Second, is the little girl. She's not painting. She's not reacting dramatically. She's just standing there, slightly detached - she could be licking an ice cream, but she isn't. Maybe she looks passive, but she isn't neutral.

The question we have to ask ourselves is: what is she understanding from the kaleidoscope of symbols? Is this just background noise to her? Is it liberating? Does it even register as "art" or is it just chaos without meaning?

To put a child in front of symbols is not going to be something passive for the child, children are learning, absorbing a narrative, she is learning about the country she's growing up in.

And then there’s the third element.This is the one that isn't there: the grandfather, not there in the photo because he is looking at it. “How things have changed”, he exclaims. That’s the emotional frame around the whole photograph. So this isn’t just about street art, in actual fact it’s about continuity. About whether the transmission between generations is smooth, or whether there’s likely to be rupture (an end-of-empire theme beloved of this blog). If you, granddad, see broken symbols, she might see colour and expression. How things have changed, yea - in the same symbols from your youth and hers, you see decline and erosion and frustration at the lack of progress, but she may see freedom and liberation and hope.

Put all this together and here is a really powerful image. A child placed deliberately in front of a frazzle of political and emotional graffiti, symbols and history. Big State narratives being overwritten by youth culture. Authority challenged, icons defaced, messages all mixed and broken up.
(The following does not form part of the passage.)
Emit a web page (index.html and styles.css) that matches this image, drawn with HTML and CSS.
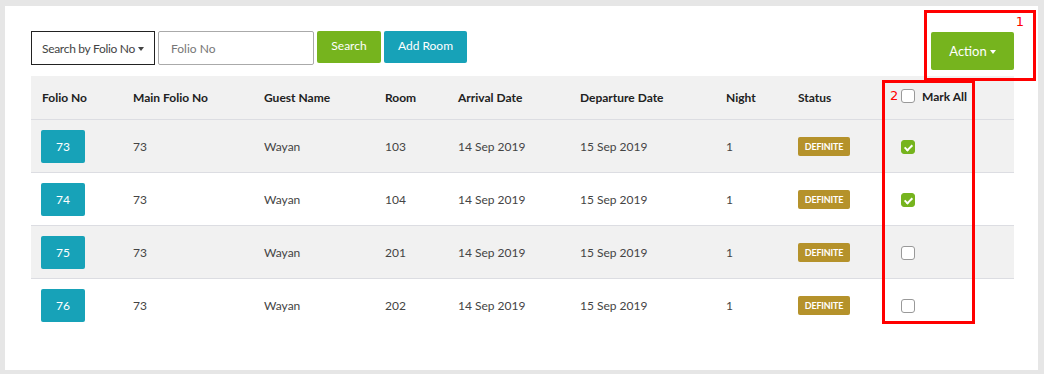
FILE: index.html
```html
<!DOCTYPE html>
<html lang="en">
  <head>
    <meta charset="UTF-8" />
    <meta name="viewport" content="width=device-width, initial-scale=1.0" />
    <title>Folio list</title>
    <link rel="stylesheet" href="styles.css">
  </head>
  <body>
    <div class="card">
      <div class="toolbar">
        <div class="search-group">
          <button class="select-btn">Search by Folio No<span class="caret"></span></button>
          <input class="folio-input" type="text" placeholder="Folio No" />
          <button class="btn btn-green">Search</button>
          <button class="btn btn-teal">Add Room</button>
        </div>
        <button class="btn btn-green btn-action">Action<span class="caret"></span></button>
      </div>

      <table class="folio-table">
        <colgroup>
          <col style="width: 91px" />
          <col style="width: 131px" />
          <col style="width: 121px" />
          <col style="width: 73px" />
          <col style="width: 122px" />
          <col style="width: 146px" />
          <col style="width: 72px" />
          <col style="width: 103px" />
          <col style="width: 124px" />
        </colgroup>
        <thead>
          <tr>
            <th>Folio No</th>
            <th>Main Folio No</th>
            <th>Guest Name</th>
            <th>Room</th>
            <th>Arrival Date</th>
            <th>Departure Date</th>
            <th>Night</th>
            <th>Status</th>
            <th><span class="mark-all"><span class="check"></span>Mark All</span></th>
          </tr>
        </thead>
        <tbody>
          <tr>
            <td><span class="folio-btn">73</span></td>
            <td>73</td>
            <td>Wayan</td>
            <td>103</td>
            <td>14 Sep 2019</td>
            <td>15 Sep 2019</td>
            <td>1</td>
            <td><span class="badge">DEFINITE</span></td>
            <td><span class="check checked"></span></td>
          </tr>
          <tr>
            <td><span class="folio-btn">74</span></td>
            <td>73</td>
            <td>Wayan</td>
            <td>104</td>
            <td>14 Sep 2019</td>
            <td>15 Sep 2019</td>
            <td>1</td>
            <td><span class="badge">DEFINITE</span></td>
            <td><span class="check checked"></span></td>
          </tr>
          <tr>
            <td><span class="folio-btn">75</span></td>
            <td>73</td>
            <td>Wayan</td>
            <td>201</td>
            <td>14 Sep 2019</td>
            <td>15 Sep 2019</td>
            <td>1</td>
            <td><span class="badge">DEFINITE</span></td>
            <td><span class="check"></span></td>
          </tr>
          <tr>
            <td><span class="folio-btn">76</span></td>
            <td>73</td>
            <td>Wayan</td>
            <td>202</td>
            <td>14 Sep 2019</td>
            <td>15 Sep 2019</td>
            <td>1</td>
            <td><span class="badge">DEFINITE</span></td>
            <td><span class="check"></span></td>
          </tr>
        </tbody>
      </table>

      <!-- annotation boxes -->
      <div class="mark mark-1"><span>1</span></div>
      <div class="mark mark-2"><span>2</span></div>
    </div>
  </body>
</html>
```

FILE: styles.css
```css
body {
  margin: 0;
  background: #e6e6e6;
  font-family: Lato, "Noto Sans", sans-serif;
  font-size: 12px;
  color: #444;
}

.card {
  position: relative;
  margin: 6px 6px 4px 5px;
  height: 364px;
  box-sizing: border-box;
  background: #fff;
  padding: 25px 24px 0 26px;
}

.toolbar {
  display: flex;
  justify-content: space-between;
  align-items: flex-start;
}

.search-group {
  display: flex;
  gap: 3px;
}

.select-btn {
  height: 34px;
  width: 124px;
  padding: 0 0 0 10px;
  text-align: left;
  white-space: nowrap;
  background: #fff;
  border: 1px solid #222;
  font-family: inherit;
  font-size: 12px;
  letter-spacing: -0.3px;
  color: #444;
}

.caret {
  display: inline-block;
  width: 0;
  height: 0;
  margin-left: 3px;
  vertical-align: 2px;
  border-left: 3.5px solid transparent;
  border-right: 3.5px solid transparent;
  border-top: 4px solid currentColor;
}

.folio-input {
  height: 34px;
  width: 156px;
  box-sizing: border-box;
  padding: 0 12px;
  border: 1px solid #aaa;
  border-radius: 2px;
  font-family: inherit;
  font-size: 12px;
}

.folio-input::placeholder {
  color: #777;
}

.btn {
  height: 32px;
  border: none;
  border-radius: 2px;
  color: #fff;
  font-family: inherit;
  font-size: 12px;
  padding: 0 0 3px;
}

.btn-green {
  background: #76b41e;
  width: 64px;
}

.btn-teal {
  background: #17a2b8;
  width: 83px;
}

.btn-action {
  width: 83px;
  height: 38px;
  margin-top: 1px;
  padding: 0;
  font-size: 13px;
}

.folio-table {
  margin-top: 6px;
  width: 983px;
  table-layout: fixed;
  border-collapse: collapse;
}

.folio-table th {
  height: 43px;
  padding: 0 0 0 11px;
  text-align: left;
  font-weight: bold;
  color: #222;
  background: #f1f1f1;
  border-bottom: 1px solid #dcdde2;
}

.folio-table td {
  height: 52px;
  padding: 0 0 0 11px;
  border-bottom: 1px solid #dcdde2;
}

.folio-table tbody tr:nth-child(odd) td {
  background: #f1f1f1;
}

.folio-table tbody tr:last-child td {
  border-bottom: none;
}

.folio-btn {
  display: inline-block;
  width: 44px;
  height: 33px;
  line-height: 33px;
  margin-left: -1px;
  text-align: center;
  background: #17a2b8;
  color: #fff;
  border-radius: 2px;
}

.badge {
  display: inline-block;
  width: 52px;
  height: 19px;
  line-height: 19px;
  text-align: center;
  background: #b5922b;
  color: #fff;
  border-radius: 2px;
  font-size: 9px;
  font-weight: bold;
  letter-spacing: -0.2px;
}

.check {
  display: inline-block;
  position: relative;
  width: 14px;
  height: 14px;
  box-sizing: border-box;
  border: 1px solid #999;
  border-radius: 3px;
  background: #fff;
  vertical-align: middle;
}

.check.checked {
  background: #76b41e;
  border-color: #76b41e;
}

.check.checked::after {
  content: "";
  position: absolute;
  left: 4px;
  top: 2px;
  width: 3px;
  height: 6px;
  border: solid #fff;
  border-width: 0 2px 2px 0;
  transform: rotate(45deg);
}

.mark-all {
  display: inline-flex;
  align-items: center;
  gap: 7px;
}

.mark {
  position: absolute;
  border: 3px solid #f00;
  box-sizing: border-box;
}

.mark span {
  position: absolute;
  font-family: "DejaVu Sans", sans-serif;
  font-size: 13px;
  color: #f00;
}

.mark-1 {
  left: 919px;
  top: 4px;
  width: 112px;
  height: 71px;
}

.mark-1 span {
  right: 9px;
  top: 1px;
}

.mark-2 {
  left: 877px;
  top: 74px;
  width: 93px;
  height: 244px;
}

.mark-2 span {
  left: 5px;
  top: 5px;
}
```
To one eye it looks anarchic, post-industrial, "no more heroes anymore"; to another, it looks creative, playful and pluralistic - everyone gets a chance to chip in.

So this isn't so much a mural about political change, it's a mural about inheritance. Legacy, transmission, inheritance. What grandparents are anxious be transmitted through their offspring to their grandchildren, and what of that their grandchildren are sufficiently interested to understand and want for their own futures.